The anti-riot police, in their new blue,white-light, and green patterned camouflage uniforms flog the demonstrators with sadistic glee; throwing their captives on the blue UP-registered police pick up trucks and rain tick lashes on their often contorted bodies. Video footage from Mbale town, showed demonstrators being bundled on police pick-up cars trying to shield themselves from whips of policemen flogging them even when they were submissive to arrest.

It has become a pattern. The situation is similar to the run up to the 2006 elections. Police pounce on any sign of a demo. On June 9, Kizza Besigye, the leader of Uganda’s biggest opposition party, the the Forum for Democratic Change (FDC) was flogged by the stick-happy gangs in civilian clothing as the police personnel watched. But it has got worse since two bomb blasts, blamed on Somali’s al Shabaab insurgents, rocked the city on July 11. 

Human rights activists are concerned that the government might be using the terrorist attacks on Kampala as a blanket pretext to deny people the freedom of assembly.

Livingstone Sewanyana, Executive Director for the Foundation for Human Rights Initiative, says state agencies like the police should device measures of protecting Ugandans without violating their rights. He says the threat of terrorism has been more pronounced in the Western world but people there have continued to exercise their civil liberties such as the right to demonstrate. Sewanyana says it is important for the police to respect the people’s constitutional right to assemble, demonstrate and express themselves peacefully, and unarmed without impediment on their rights as they protect all stakeholders.

But the police claim terrorists can take advantage of the crowds to hit at the innocent people.

“We are not saying they should not demonstrate,” says Asan Kasingye, the police’s Deputy IGP for Community Affairs, “(But) we should not compromise safety because I think the right to life is much better than the right to assemble or demonstrate.”

He says people need to notify the police of their functions as the Constitutional court ruled in 2008 but “we need ample time to be able to work so that no one accuses the other of faltering in case of an attack.”

However, in the case of Muwanga Kivumbi Vs the Attorney General, the Constitutional Court ruled that holding a demonstration is a constitutional right and one does not have to seek permission from the police but merely to notice the police to offer protection to the demonstrators. However, the police and the executive have ignored this ruling. Instead, they often cite security or manpower reasons to deny the Ugandans, especially the political opposition groups, their right to demonstrate.

The court ruled that: “a society, especially a democratic one, should be able to tolerate a good deal of annoyance or disorder so as to encourage the greatest possible freedom of expression, particularly political expression… the right to peaceful protest is not absolute…Government has a duty of maintaining proper channels and structures to ensure that legitimate protest whether political or otherwise can find a voice.”

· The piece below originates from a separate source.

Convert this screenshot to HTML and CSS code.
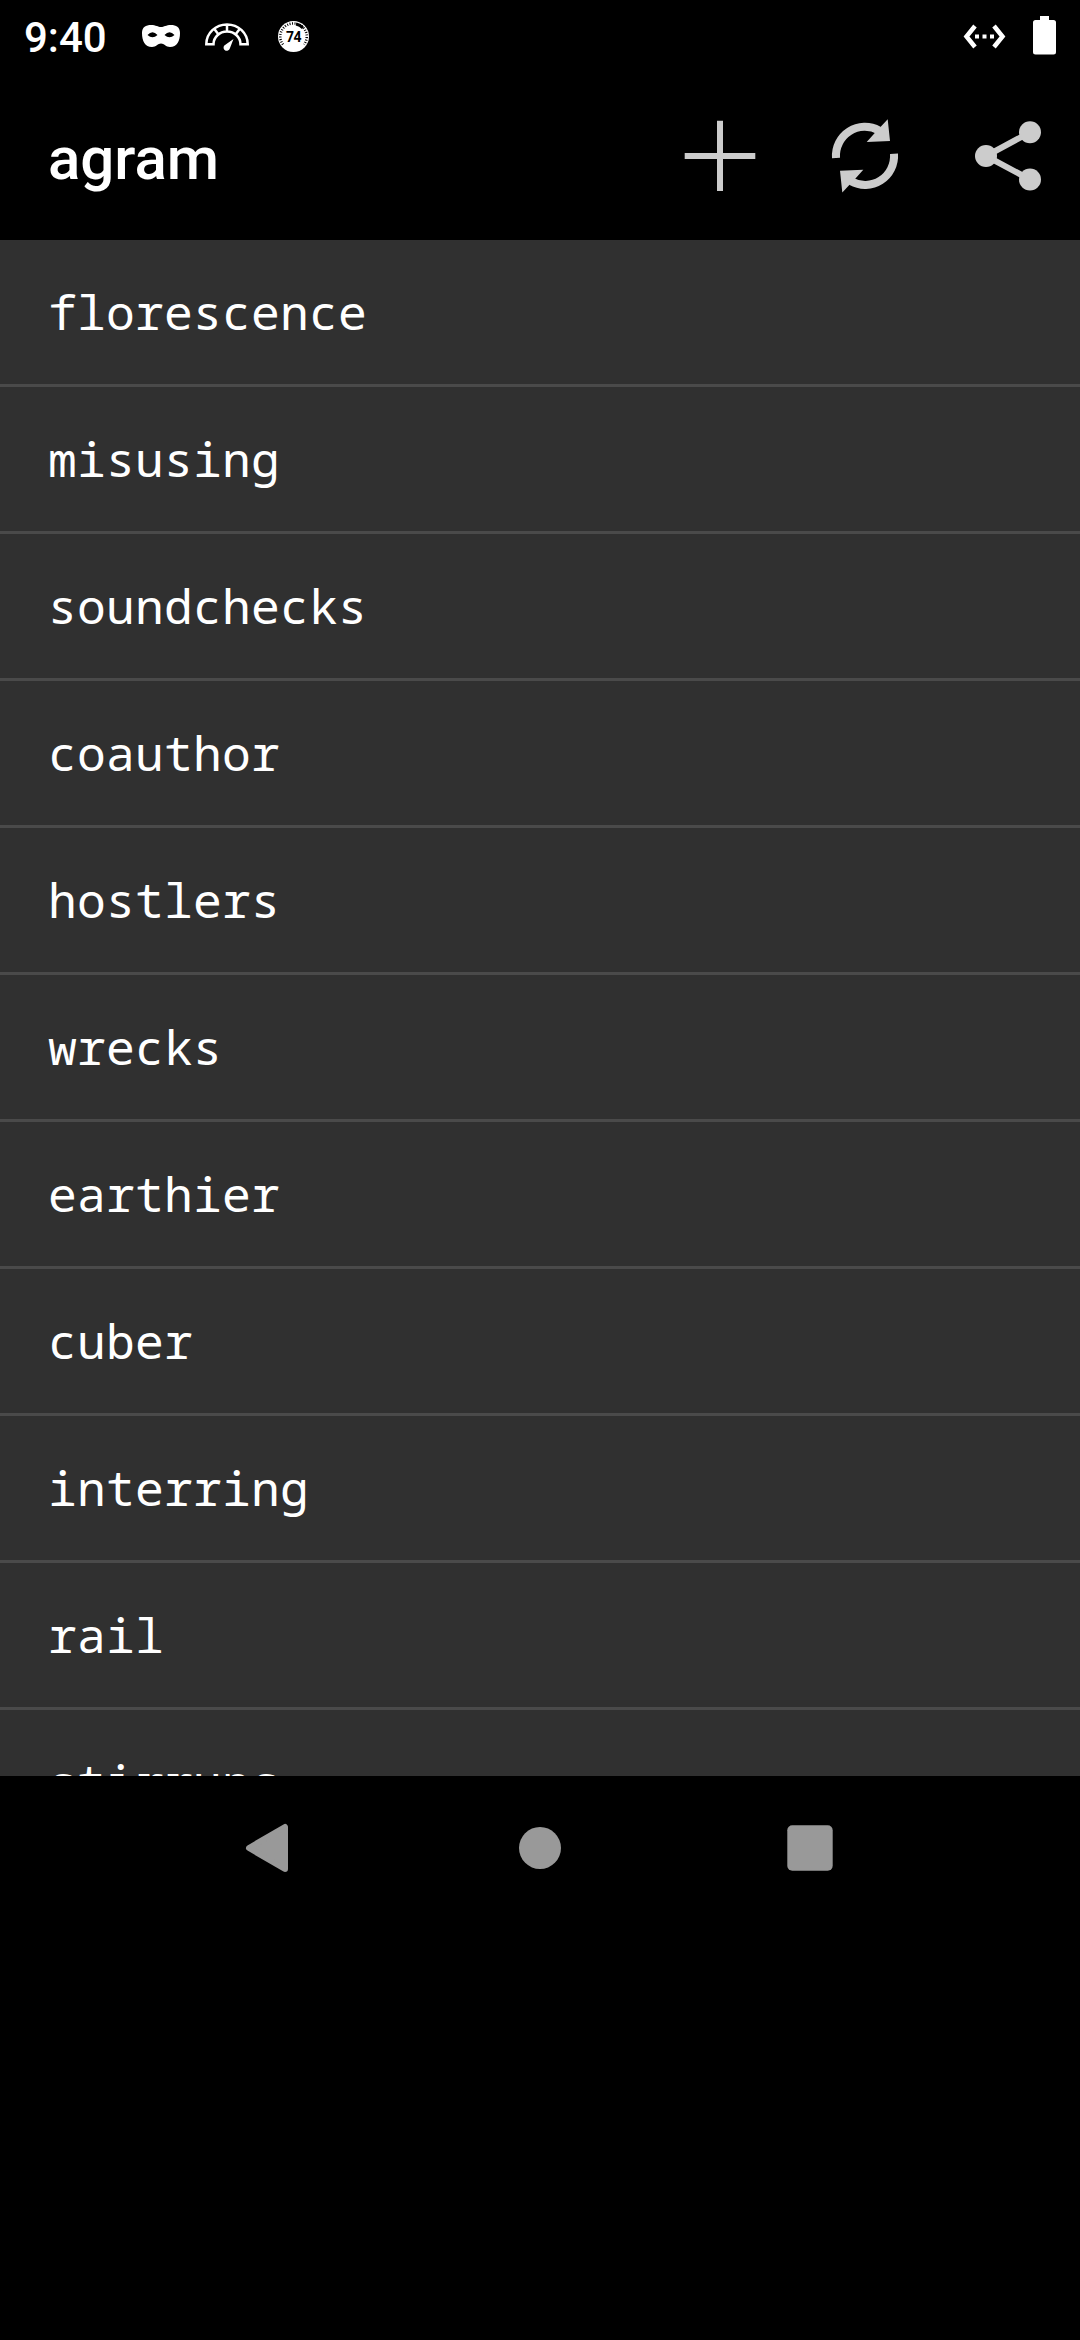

Sewanyana says the executive arm of government ought to comply with the court ruling

 “While the security agencies fight terrorism, people’s liberties should be protected. These liberties can only be restricted in manner that is demonstrably justifiable in a free and democratic society,” says Sewanyana. He says security agencies should not use terror attacks to suppress people campaigning for free and fair elections next year, the people’s freedom to assemble, associate and express themselves should be upheld.

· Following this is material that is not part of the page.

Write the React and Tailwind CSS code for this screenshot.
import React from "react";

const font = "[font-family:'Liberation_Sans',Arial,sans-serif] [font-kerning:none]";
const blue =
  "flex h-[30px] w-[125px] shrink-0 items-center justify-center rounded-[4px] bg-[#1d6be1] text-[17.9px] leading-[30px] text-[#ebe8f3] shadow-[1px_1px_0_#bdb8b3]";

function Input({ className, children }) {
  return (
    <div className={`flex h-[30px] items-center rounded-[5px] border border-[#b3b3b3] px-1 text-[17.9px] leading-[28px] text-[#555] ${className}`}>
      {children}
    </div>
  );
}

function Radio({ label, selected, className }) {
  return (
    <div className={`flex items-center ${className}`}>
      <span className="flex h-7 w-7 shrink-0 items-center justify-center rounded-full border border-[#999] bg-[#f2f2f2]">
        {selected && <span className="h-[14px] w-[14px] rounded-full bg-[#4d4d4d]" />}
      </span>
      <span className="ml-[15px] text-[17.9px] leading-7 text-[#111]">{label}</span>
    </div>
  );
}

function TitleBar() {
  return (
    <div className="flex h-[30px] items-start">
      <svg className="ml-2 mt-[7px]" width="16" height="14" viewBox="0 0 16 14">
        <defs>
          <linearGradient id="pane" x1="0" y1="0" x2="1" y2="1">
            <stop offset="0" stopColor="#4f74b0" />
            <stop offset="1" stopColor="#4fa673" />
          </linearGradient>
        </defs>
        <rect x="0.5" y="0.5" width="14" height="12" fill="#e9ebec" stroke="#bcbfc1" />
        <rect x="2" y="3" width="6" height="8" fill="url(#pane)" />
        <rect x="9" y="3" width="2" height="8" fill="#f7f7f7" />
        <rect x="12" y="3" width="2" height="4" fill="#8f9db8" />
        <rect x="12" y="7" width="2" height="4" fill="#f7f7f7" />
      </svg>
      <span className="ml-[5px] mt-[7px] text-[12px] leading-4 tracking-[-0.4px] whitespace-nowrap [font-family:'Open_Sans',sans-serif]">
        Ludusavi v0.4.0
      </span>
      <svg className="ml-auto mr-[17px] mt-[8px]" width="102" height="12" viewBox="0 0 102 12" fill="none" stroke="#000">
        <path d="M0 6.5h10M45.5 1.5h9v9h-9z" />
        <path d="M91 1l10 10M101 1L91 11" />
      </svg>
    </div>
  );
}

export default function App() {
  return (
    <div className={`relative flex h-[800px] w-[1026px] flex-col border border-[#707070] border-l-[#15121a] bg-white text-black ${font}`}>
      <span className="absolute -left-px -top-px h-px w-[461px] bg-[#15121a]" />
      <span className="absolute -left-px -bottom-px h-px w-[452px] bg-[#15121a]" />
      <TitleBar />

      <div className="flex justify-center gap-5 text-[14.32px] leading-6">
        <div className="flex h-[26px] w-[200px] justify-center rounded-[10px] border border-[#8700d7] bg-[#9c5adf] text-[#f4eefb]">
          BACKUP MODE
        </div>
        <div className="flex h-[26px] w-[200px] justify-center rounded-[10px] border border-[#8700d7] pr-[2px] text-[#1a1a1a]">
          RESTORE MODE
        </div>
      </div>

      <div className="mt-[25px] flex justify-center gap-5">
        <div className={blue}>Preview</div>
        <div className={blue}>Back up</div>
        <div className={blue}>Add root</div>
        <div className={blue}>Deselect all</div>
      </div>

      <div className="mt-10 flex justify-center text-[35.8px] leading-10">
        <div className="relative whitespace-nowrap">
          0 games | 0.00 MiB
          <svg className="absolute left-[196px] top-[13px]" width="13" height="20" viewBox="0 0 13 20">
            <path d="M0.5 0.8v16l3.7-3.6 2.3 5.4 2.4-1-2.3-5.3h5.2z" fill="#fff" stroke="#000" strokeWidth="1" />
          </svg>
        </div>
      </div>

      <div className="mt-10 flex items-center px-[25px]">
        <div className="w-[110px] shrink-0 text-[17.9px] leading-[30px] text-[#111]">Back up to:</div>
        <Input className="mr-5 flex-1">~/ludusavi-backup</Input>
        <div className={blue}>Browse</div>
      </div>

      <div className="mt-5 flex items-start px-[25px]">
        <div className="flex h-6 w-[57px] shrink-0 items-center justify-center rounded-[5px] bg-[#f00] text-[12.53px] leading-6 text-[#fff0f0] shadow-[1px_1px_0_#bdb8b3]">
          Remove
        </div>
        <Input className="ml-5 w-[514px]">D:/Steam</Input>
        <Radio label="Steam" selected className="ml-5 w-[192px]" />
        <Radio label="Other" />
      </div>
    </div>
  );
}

Margret Wokuri, the Interim Coordinator of NAFFE, wonders why it is only opposition political assemblies that the police are against yet there are many places where crowds gather for other purposes and are not dispersed.

Wokuri, an assertive woman who speaks in a sharp commanding voice, says she is determined to take the activities of her new pressure group, which has brought her in the limelight, further.  “I know the police brutality to demonstrators would not reduce but we will expose the kind of police force we have in this country,” she says.She says whenever police exhibit good crowd management skills, there is no chaos.

But with the 2011 elections, which are being organistion by a discredited Electoral Commission, at hand, police brutality and intolerance and opposition defiance, broken bones and bleeding faces are likely to increase. 

Comments (5)Add Comment
...
written by Immaculate Nambi, August 11, 2010
What is the Uganda Human Rights Commission doing about this kind of behaviour?! For goodness' sake is has this God forsaken country called Uganda come to?!!!!!!! If the keepers of law are busy breaking the law, God help us all!!!
...
written by Immaculate Nambi, August 11, 2010
Uganda never ceases to amaze me. Can someone please help me understand where police officers who live a little bit better than gutter rats get the audacity/zeal to be used by the ruling regime to such an extent? They ( officers) live like the scum of the earth but instead of working to better this country, they are fighting to exascerbate their pathetic status. One can only pity them!
Nambi
written by Galiwango_Dan, August 13, 2010
Nambi the conditions in which these fellas live that make them do such things. Do u really expect someone who shares a room with other adults, where he cannot freely have sex ,where filthy is flowing all round, to treat you humanly, specially when he thinks hes got authority? In most cases they are displacing/expressing their anger & bitterness for they feel, and know it too, that the demostrators are better off then them......
....Nambi
written by Galiwango_Dan, August 13, 2010
if not anger, how do you xplain the act of a uniformed policeman beating an handicuffed man? Nambi these fellas have anger towards you and me and towards society in general and feel we owe them part of what we have, thats why they do wat they do to us. Furthermore I bet these fellas(those u see beating poeple) have ever been to a police training school nor seen the inside of an S4 class-room. I always meet them in banks asking for help to write on the withdraw vouchers and see them using thumbs as signatures.
Terrorists
written by Ejokere Emukule, August 16, 2010
I read that police are stopping people from assembling becaue terrorists can take advantage of crowds. How comes their actions have turned out to be of terror to people peacefully assembled and exercising their constitutional rights? It means they are now terrorists themselves of some skin and it is unfortunate to read that police officer - leaders of the force are at the forefront of this. God save our beloved nation.